WHAT YOU NEED TO DO: Go through the lines below and copy each one that holds the string "index".
....
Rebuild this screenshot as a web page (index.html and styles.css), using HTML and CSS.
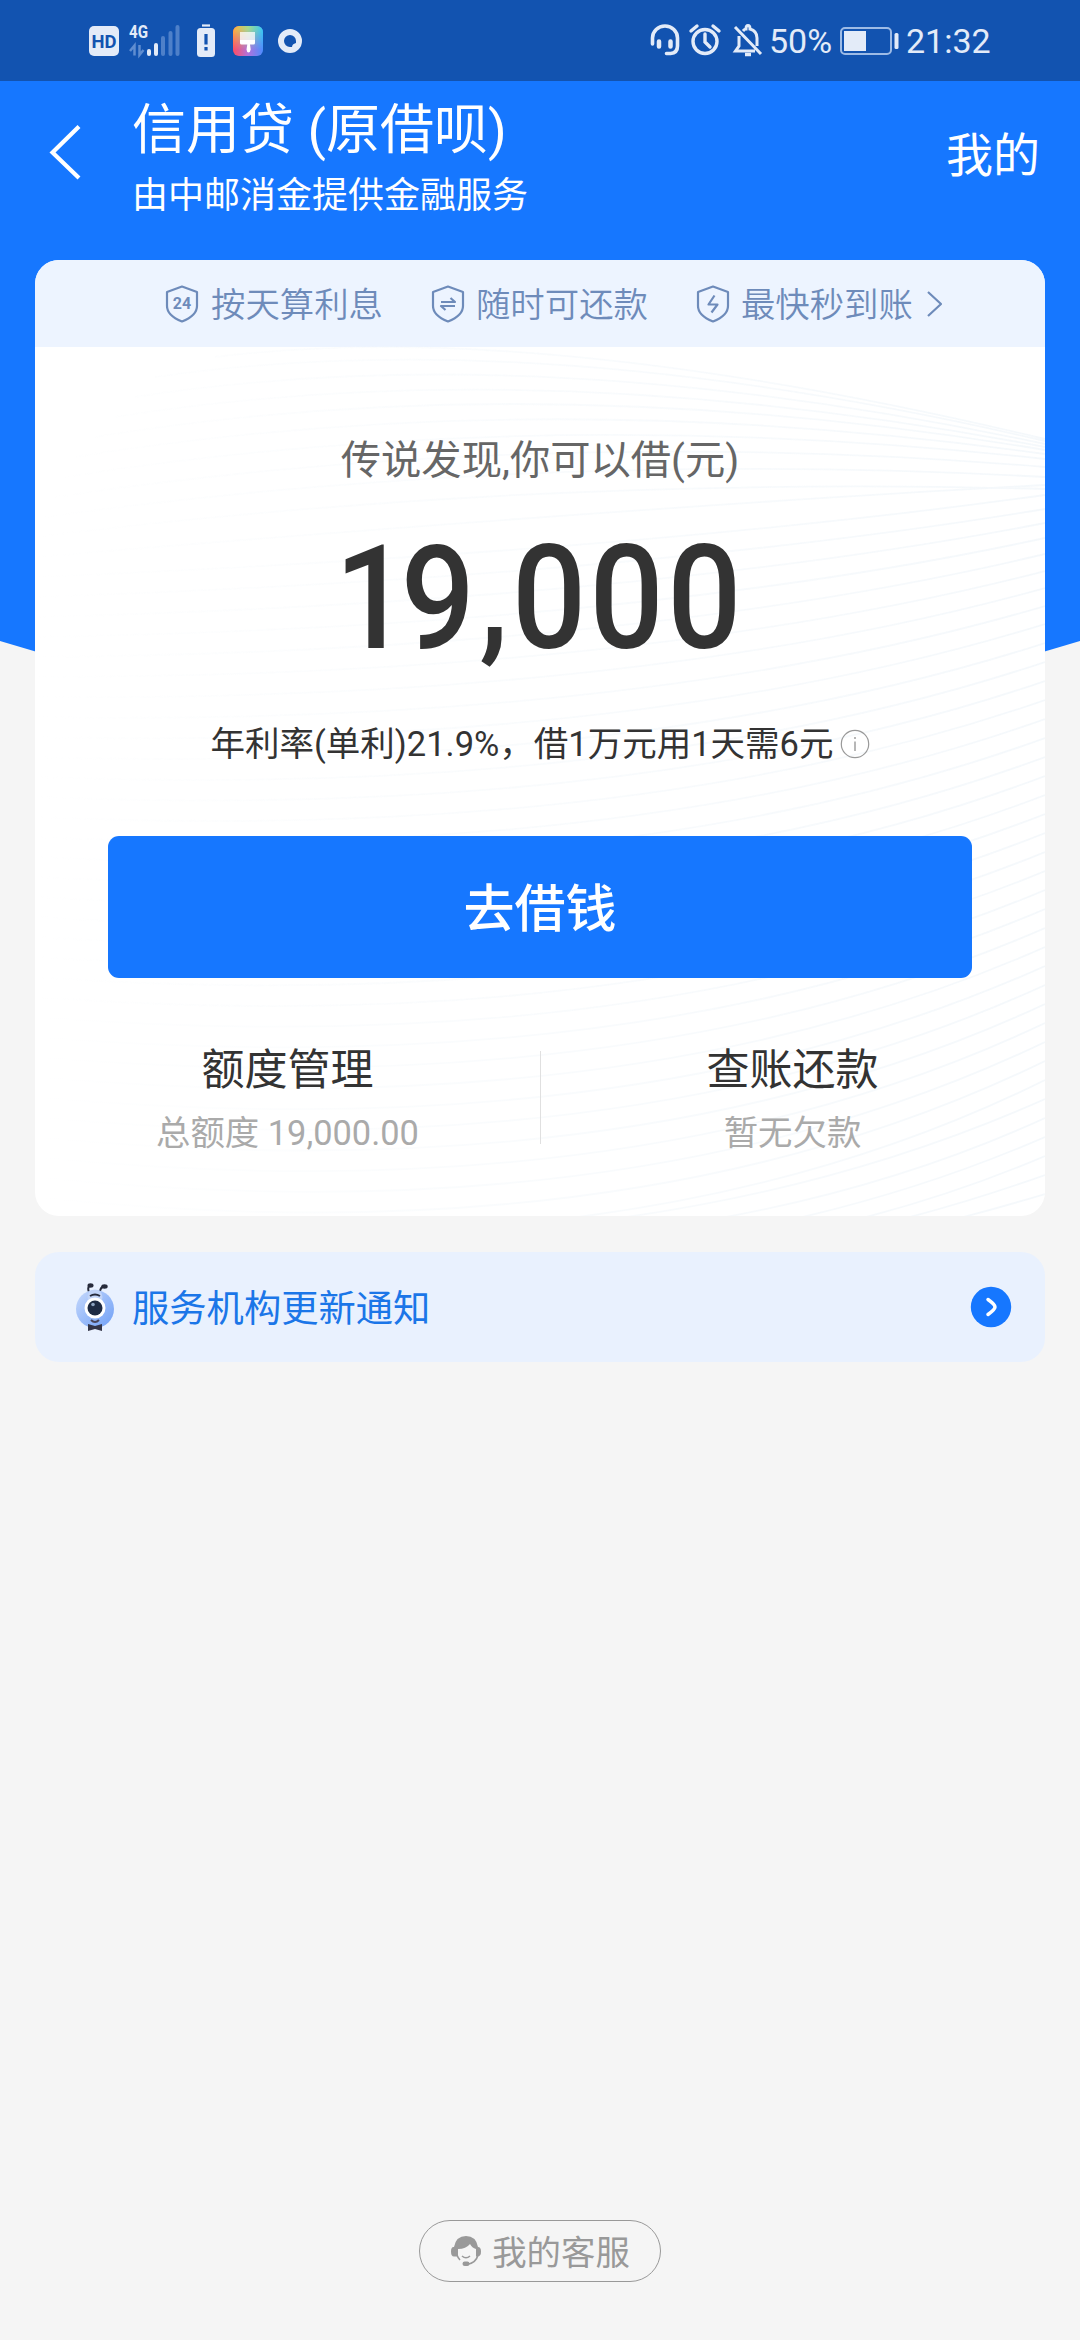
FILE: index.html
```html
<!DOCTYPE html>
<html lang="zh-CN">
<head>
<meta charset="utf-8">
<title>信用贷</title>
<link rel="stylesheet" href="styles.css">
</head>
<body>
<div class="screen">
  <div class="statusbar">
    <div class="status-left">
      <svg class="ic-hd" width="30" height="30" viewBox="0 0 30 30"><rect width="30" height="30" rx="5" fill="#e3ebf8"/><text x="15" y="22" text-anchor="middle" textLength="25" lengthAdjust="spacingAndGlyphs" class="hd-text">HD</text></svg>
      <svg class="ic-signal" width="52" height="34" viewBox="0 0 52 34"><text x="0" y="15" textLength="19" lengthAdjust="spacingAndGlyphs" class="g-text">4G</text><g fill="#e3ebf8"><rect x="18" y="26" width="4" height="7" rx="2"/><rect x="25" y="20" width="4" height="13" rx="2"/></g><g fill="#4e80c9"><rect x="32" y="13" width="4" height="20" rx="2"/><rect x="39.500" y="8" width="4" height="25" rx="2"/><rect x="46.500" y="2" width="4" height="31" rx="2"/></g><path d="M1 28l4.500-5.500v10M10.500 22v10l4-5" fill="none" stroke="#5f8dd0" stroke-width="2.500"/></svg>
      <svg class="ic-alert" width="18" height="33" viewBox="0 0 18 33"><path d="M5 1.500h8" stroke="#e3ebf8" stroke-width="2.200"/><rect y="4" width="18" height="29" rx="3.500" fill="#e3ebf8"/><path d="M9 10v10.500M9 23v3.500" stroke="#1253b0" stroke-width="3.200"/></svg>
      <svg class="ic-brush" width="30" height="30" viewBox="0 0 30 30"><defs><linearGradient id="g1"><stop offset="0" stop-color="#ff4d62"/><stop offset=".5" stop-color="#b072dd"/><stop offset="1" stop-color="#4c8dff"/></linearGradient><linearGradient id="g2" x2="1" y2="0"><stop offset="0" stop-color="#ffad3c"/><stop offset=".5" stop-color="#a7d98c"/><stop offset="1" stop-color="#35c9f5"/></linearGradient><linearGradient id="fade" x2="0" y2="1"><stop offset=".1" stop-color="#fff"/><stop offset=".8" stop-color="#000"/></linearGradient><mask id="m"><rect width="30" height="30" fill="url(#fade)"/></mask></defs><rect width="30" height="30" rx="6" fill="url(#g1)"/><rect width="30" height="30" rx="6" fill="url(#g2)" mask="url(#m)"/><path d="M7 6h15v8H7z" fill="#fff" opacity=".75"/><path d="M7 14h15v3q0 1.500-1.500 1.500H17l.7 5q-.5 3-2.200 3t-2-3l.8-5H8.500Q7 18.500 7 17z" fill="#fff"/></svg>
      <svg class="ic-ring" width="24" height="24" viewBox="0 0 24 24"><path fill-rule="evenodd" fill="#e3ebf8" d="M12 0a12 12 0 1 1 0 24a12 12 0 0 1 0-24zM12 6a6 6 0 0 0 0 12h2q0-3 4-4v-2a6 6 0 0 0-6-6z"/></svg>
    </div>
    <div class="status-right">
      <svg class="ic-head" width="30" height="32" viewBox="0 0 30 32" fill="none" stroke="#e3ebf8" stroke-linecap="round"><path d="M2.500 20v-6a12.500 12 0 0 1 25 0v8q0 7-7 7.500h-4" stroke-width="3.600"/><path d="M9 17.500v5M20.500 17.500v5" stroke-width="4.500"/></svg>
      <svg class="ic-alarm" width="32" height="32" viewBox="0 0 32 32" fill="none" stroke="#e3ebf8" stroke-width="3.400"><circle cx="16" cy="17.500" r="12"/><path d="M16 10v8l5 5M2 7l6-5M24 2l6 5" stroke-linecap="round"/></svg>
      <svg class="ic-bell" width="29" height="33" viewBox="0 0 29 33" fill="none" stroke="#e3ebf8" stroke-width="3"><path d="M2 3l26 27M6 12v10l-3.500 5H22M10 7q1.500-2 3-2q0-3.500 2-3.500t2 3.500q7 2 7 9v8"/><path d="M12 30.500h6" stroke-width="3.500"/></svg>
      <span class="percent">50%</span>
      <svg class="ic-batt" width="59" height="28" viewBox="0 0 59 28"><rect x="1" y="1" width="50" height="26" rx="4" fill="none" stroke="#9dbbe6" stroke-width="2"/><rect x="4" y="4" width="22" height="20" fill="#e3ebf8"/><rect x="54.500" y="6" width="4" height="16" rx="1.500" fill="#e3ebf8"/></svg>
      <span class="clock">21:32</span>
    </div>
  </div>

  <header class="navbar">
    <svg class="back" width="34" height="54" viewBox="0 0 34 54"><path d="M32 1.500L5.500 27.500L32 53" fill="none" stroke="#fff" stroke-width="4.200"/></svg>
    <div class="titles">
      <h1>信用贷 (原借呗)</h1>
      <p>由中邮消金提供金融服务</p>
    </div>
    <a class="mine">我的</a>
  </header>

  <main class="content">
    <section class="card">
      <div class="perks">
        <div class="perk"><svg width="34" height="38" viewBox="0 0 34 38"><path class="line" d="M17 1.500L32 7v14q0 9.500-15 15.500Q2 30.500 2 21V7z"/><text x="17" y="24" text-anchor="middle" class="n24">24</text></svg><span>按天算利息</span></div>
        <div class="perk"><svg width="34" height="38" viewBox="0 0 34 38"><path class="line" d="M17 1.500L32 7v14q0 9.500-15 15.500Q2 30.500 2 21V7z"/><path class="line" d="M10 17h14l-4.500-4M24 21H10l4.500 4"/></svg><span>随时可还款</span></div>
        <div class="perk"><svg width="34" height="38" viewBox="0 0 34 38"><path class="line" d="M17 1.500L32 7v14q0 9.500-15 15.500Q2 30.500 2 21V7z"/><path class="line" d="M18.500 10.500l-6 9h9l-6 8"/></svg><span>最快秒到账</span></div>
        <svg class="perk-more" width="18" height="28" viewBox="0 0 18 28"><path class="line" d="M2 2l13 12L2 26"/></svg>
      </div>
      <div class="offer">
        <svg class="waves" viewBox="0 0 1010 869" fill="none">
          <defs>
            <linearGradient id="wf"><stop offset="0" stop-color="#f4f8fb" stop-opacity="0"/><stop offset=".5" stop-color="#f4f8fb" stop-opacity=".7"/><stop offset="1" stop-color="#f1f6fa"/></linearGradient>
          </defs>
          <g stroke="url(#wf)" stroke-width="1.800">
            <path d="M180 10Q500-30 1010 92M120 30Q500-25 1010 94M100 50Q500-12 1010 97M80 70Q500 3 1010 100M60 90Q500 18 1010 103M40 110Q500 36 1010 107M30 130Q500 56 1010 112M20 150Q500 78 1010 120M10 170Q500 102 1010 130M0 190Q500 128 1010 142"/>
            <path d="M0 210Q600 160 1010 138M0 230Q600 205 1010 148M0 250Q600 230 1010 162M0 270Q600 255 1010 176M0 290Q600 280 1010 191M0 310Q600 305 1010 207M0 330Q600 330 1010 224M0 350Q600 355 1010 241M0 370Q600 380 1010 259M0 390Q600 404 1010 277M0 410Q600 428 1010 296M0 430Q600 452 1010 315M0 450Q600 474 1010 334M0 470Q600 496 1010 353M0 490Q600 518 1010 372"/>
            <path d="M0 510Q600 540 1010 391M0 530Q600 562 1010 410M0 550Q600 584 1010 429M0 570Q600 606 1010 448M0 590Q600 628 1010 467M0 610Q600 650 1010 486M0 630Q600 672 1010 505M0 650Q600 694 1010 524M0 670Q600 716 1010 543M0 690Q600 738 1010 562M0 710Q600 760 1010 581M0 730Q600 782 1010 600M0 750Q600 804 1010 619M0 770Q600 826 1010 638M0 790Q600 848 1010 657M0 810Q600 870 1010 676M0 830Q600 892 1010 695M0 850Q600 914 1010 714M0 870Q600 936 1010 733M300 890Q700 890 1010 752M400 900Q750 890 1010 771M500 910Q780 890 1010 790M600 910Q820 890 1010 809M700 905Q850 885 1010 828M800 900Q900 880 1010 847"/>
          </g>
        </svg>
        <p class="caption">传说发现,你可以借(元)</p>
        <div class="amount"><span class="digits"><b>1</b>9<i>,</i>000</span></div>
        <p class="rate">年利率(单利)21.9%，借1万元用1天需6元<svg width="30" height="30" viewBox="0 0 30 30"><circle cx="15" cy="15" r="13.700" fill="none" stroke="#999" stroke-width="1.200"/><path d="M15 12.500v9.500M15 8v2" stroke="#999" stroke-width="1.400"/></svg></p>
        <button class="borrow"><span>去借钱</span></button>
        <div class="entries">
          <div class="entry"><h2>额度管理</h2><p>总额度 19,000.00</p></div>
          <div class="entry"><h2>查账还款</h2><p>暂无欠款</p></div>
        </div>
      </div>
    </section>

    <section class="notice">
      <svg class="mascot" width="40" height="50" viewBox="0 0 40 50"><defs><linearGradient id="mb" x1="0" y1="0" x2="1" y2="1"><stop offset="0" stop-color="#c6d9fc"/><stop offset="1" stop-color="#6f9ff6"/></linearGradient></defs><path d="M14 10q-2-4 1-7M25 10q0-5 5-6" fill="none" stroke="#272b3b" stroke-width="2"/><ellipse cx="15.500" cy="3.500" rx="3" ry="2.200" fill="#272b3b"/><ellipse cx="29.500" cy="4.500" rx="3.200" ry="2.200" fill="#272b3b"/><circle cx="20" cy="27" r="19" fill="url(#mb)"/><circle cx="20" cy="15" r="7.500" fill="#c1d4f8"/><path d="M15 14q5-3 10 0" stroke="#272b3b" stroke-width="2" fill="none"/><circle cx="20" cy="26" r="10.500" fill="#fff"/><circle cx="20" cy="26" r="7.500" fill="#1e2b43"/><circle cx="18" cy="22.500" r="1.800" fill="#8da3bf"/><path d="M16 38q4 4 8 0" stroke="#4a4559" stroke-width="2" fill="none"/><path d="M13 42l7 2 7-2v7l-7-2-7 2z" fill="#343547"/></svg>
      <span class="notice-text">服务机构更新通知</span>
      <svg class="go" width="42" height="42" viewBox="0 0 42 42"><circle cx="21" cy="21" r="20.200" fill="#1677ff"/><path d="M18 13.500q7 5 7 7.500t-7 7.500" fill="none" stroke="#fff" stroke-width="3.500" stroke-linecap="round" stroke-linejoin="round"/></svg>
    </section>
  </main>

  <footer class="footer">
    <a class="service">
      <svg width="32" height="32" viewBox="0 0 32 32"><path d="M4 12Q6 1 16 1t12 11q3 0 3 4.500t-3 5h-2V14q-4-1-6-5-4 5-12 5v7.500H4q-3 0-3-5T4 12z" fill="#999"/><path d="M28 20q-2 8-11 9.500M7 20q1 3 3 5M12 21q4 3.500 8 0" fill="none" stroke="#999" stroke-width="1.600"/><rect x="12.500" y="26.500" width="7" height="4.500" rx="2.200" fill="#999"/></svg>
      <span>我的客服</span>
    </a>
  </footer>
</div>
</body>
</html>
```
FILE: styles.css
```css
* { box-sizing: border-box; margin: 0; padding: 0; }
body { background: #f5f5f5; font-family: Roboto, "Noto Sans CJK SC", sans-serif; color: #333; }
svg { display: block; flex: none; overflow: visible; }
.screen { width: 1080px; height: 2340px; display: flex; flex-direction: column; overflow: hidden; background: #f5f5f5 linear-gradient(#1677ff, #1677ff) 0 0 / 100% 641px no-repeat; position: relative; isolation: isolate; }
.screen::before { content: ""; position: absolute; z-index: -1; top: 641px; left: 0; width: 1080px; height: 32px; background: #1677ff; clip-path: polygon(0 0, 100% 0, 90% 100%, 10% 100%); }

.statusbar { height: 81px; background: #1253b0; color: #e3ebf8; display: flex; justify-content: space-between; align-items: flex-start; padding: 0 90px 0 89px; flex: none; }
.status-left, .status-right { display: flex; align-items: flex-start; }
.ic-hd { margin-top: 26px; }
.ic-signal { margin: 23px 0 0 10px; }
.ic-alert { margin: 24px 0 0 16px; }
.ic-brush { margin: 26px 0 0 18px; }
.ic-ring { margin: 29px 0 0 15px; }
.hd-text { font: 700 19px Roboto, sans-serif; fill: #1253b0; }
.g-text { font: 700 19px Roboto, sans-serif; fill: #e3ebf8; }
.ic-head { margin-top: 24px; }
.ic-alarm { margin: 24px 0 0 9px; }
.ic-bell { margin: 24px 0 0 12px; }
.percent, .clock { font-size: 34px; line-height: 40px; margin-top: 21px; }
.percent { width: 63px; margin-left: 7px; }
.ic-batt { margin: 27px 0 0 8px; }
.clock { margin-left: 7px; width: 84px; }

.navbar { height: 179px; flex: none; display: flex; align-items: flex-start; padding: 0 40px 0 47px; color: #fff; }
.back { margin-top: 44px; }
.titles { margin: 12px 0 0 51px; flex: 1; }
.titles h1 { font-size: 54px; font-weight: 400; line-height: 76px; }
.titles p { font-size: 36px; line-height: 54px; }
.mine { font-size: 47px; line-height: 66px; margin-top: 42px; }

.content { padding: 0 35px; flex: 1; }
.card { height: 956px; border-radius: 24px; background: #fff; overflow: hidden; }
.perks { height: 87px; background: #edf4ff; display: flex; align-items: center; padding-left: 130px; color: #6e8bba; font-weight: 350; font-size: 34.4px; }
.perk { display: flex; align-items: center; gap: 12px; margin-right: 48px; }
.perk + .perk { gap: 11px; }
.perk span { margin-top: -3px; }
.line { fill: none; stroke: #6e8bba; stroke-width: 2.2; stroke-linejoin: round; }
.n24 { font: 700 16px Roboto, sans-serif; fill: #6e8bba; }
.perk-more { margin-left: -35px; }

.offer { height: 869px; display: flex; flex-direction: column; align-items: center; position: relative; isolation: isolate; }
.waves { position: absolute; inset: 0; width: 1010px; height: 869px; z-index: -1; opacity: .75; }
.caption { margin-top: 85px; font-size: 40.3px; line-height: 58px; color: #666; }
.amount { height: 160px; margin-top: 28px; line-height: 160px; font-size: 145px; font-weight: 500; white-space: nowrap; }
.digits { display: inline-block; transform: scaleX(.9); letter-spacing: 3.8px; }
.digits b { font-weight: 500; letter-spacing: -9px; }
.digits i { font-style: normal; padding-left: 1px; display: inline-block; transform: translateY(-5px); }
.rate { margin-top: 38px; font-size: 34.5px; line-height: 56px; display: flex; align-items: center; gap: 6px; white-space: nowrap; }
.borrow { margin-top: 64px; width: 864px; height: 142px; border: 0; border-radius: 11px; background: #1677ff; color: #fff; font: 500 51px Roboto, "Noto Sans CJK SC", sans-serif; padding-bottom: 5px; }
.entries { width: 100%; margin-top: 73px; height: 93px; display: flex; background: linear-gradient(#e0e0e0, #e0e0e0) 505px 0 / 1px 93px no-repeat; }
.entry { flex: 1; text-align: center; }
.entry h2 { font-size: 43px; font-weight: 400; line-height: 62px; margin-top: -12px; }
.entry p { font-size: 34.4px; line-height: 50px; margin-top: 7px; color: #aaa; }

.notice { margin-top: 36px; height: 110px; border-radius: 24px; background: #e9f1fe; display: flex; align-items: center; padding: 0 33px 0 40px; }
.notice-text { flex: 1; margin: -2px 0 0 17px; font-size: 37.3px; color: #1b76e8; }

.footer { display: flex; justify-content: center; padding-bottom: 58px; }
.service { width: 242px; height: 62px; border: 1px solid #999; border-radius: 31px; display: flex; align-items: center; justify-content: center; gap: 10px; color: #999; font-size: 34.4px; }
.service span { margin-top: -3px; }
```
....
FINAL RESULT:
Rebuild this screenshot as a web page (index.html and styles.css), using HTML and CSS.
FILE: index.html
.screen::before { content: ""; position: absolute; z-index: -1; top: 641px; left: 0; width: 1080px; height: 32px; background: #1677ff; clip-path: polygon(0 0, 100% 0, 90% 100%, 10% 100%); }
.waves { position: absolute; inset: 0; width: 1010px; height: 869px; z-index: -1; opacity: .75; }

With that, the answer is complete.